Но можно анализировать действия гособвинения и совершенно серьезно. В этой связи вспоминают странную историю увольнения двух следователей Следственного комитета Сергея Глухих и Юрия Ермакова. Рассказывали, будто они пытались посодействовать переводу Владимира Барсукова из “Матросской тишины” в один из петербургских следственных изоляторов, за что и поплатились карьерой. Официально эти сведения никто не опроверг, восстановиться на работе через суд бывшие следователи не смогли.

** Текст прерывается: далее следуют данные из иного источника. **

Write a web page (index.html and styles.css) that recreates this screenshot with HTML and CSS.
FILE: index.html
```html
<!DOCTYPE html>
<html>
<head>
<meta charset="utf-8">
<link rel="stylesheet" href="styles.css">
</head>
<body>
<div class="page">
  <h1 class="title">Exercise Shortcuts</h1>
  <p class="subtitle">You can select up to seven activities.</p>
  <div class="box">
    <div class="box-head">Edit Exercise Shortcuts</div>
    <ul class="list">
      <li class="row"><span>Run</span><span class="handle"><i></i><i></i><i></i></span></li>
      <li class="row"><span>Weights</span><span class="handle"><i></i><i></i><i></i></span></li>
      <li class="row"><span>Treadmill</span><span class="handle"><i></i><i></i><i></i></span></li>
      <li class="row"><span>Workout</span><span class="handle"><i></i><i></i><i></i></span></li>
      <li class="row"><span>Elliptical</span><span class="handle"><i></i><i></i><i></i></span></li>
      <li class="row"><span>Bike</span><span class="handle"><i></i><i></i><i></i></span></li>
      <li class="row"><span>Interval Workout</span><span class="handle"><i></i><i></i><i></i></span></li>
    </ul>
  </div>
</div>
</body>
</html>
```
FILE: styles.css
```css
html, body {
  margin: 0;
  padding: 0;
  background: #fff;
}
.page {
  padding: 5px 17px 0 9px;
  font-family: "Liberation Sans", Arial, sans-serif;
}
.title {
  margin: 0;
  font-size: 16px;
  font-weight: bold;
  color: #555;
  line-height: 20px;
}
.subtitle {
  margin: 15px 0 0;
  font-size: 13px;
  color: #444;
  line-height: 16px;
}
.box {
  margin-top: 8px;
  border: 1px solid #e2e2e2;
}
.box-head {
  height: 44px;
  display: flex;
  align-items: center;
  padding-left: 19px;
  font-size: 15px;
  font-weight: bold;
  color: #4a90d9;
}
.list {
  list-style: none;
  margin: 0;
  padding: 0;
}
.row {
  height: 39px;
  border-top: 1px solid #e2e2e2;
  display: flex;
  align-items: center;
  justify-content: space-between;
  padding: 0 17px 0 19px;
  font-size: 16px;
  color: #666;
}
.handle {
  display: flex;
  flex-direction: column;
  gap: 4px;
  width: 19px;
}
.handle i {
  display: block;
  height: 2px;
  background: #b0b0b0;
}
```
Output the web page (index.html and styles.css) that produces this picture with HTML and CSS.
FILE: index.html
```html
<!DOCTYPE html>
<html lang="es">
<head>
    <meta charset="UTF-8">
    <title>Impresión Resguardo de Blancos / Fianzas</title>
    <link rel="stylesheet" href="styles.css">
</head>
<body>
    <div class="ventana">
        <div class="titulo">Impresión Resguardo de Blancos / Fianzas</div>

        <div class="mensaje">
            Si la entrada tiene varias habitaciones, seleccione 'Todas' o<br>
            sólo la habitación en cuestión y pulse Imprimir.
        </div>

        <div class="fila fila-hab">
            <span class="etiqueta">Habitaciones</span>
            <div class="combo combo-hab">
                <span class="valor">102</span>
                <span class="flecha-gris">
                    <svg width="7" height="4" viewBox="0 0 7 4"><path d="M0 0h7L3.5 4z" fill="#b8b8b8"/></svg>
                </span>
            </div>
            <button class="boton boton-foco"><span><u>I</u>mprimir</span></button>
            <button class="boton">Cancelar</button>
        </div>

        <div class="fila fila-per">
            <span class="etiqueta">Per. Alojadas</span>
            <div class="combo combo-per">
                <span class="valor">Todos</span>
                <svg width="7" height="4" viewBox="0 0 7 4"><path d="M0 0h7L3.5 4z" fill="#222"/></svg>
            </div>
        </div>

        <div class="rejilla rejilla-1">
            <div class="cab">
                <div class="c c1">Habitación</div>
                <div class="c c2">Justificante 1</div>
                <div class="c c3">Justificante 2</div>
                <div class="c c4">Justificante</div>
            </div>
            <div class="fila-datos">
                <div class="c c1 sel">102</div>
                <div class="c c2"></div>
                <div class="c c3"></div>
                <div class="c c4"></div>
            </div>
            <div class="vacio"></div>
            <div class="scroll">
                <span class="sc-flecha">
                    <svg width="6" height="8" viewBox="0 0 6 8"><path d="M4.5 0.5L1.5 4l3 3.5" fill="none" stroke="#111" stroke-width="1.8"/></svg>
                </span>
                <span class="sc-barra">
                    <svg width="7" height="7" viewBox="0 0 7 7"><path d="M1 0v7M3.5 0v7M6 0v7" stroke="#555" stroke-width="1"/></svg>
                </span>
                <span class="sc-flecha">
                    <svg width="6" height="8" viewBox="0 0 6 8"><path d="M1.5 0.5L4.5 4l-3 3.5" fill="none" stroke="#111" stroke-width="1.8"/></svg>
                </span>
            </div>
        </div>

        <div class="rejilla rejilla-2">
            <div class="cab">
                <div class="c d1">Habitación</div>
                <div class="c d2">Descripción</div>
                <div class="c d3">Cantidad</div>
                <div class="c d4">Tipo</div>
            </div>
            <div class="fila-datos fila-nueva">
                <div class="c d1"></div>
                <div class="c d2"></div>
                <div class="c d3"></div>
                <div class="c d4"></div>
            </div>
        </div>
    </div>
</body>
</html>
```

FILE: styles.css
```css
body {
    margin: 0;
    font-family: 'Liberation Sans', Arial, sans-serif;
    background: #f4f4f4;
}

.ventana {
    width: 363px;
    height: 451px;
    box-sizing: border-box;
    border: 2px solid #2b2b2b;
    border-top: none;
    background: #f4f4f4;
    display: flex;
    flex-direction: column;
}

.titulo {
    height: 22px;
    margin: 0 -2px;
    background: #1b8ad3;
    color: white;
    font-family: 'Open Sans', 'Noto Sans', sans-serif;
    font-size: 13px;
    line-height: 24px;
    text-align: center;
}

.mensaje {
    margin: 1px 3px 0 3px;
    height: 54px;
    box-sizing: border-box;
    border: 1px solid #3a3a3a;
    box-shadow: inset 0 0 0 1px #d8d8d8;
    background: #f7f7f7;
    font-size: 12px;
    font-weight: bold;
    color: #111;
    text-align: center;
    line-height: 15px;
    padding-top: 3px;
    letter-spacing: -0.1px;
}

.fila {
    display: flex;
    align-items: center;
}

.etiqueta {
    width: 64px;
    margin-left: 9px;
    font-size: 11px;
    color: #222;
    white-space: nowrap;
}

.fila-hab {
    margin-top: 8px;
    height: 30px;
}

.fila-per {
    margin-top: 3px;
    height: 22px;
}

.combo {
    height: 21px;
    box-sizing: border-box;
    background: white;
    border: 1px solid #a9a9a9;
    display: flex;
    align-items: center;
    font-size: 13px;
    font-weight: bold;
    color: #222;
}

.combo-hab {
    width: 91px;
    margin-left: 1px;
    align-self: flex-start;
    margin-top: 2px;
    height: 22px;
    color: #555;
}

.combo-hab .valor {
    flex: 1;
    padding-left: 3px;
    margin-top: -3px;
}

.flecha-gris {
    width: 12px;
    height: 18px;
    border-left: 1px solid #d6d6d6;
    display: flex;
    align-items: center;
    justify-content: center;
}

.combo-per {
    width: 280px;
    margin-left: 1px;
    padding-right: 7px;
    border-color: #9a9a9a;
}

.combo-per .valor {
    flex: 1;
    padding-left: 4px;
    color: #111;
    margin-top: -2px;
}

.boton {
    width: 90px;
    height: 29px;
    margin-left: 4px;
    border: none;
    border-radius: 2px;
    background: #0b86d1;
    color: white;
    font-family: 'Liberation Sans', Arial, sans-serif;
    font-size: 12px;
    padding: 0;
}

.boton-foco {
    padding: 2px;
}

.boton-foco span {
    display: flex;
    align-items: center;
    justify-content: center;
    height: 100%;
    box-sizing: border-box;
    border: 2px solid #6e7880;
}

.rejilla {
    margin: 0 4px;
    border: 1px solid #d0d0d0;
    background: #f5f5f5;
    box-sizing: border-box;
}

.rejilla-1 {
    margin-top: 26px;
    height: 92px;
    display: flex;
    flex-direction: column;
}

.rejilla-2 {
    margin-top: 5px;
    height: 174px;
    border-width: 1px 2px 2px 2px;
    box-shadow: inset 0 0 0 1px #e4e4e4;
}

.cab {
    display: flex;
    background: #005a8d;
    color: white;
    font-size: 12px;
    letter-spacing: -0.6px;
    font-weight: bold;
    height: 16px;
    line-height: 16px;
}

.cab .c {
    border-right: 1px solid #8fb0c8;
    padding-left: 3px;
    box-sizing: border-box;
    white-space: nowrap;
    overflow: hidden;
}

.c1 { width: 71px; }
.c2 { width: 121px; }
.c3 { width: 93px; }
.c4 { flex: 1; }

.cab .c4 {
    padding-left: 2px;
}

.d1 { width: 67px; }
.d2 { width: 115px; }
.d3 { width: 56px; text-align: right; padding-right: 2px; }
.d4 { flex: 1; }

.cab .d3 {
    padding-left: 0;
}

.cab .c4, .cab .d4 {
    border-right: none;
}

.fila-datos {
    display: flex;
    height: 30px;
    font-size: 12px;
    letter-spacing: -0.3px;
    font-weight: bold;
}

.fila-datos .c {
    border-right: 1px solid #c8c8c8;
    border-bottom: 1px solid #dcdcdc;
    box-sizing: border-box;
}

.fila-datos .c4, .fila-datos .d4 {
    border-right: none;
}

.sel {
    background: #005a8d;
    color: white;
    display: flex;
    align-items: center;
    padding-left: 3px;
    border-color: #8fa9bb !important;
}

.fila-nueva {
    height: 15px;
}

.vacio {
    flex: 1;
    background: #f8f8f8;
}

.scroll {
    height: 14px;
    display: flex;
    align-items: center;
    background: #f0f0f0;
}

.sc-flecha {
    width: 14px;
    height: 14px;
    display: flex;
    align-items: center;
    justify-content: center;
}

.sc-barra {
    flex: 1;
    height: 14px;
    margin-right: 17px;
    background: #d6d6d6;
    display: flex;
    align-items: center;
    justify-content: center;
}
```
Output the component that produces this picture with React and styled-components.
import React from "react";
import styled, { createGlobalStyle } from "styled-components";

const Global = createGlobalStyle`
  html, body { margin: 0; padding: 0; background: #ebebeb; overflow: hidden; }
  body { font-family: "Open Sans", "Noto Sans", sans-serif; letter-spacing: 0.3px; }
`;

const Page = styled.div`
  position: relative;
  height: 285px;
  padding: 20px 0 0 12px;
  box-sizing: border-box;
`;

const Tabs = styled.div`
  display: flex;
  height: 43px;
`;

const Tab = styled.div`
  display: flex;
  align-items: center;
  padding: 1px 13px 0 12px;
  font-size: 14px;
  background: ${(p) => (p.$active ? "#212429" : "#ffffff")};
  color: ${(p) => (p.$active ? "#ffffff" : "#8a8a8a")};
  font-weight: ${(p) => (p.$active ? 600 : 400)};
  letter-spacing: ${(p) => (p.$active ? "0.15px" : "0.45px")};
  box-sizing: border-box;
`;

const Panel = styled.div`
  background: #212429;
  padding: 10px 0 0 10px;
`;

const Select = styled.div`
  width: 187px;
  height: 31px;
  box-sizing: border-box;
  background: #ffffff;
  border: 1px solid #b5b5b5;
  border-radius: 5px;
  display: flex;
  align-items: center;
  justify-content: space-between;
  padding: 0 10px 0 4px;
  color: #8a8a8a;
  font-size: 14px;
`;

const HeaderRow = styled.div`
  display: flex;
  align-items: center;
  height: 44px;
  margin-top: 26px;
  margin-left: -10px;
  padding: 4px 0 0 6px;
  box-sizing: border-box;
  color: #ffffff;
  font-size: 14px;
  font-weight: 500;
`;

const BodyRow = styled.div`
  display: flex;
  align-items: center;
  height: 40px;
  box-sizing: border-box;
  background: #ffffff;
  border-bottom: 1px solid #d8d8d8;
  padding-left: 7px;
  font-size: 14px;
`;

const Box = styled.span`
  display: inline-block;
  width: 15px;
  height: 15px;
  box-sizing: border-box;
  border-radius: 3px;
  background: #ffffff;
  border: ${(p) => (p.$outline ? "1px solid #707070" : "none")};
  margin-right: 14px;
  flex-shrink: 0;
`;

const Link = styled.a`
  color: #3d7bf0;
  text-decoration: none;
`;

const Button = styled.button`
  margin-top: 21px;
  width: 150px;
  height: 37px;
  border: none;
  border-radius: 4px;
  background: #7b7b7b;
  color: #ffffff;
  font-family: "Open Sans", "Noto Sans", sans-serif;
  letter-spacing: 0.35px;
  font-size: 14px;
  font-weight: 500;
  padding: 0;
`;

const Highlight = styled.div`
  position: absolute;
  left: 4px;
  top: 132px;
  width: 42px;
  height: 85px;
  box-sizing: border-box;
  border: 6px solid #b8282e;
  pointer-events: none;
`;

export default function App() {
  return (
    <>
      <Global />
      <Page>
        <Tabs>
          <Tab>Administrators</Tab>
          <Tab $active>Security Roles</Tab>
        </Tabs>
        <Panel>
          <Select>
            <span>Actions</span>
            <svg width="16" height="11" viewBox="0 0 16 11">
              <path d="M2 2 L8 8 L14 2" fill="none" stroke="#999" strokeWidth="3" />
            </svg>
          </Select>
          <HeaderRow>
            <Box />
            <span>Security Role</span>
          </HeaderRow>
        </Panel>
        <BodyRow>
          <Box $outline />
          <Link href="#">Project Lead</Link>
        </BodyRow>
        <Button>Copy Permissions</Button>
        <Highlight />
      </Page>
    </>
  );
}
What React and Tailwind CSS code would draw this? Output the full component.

Фактически обоим уволенным следователям приписывали именно то, чего, судя по всему, опасается гособвинение – “давления на ход судебного разбирательства”, которое намного проще представить в Петербурге, нежели в чужой для Барсукова Москве. И мало кто сомневается: Барсукова именно по этой причине не хотят отпускать из “Матросской тишины”.
Самый интересный пункт из ходатайства Генпрокуратуры – кому из подсудимых может угрожать физическая расправа?
Обычно такая угроза касается тех участников судебных процессов, которые собираются изменить свои показания в суде таким образом, что это может повлиять на результат процесса в целом. Что мы имеем в данном случае?
Владимира Барсукова и Вячеслава Дрокова обвиняют в организации рейдерских захватов. Альберта Старостина и Олега Кумище – в организации работы фиктивных директоров и владельцев ООО “Пушкинское” и ООО “Магазин “Смольнинский””. Дмитрия Малышева – в организации юридического сопровождения рейдерских захватов. Александра Баскакова и Валерия Асташко обвиняют в легализации захваченного имущества. Павла Цыганка – в решении связанных с захватами оргвопросов и неформальной работе с сотрудниками МИФНС № 15.
При этом Барсуков, Дроков, Баскаков, Малышев и Асташко на этапе предварительного следствия практически никаких показаний не давали. Цыганок, Старостин и Кумище в той или иной степени сотрудничали со следствием. Если предположить, что “мировым злом” прокуратура видит Владимира Барсукова, значит, гипотетическая опасность с его стороны может быть направлена против тех, кто молчал на предварительном следствии. Неужели Дроков, Малышев, Асташко и Баскаков решили дать в суде обличающие Барсукова показания? Или на это только рассчитывает прокуратура?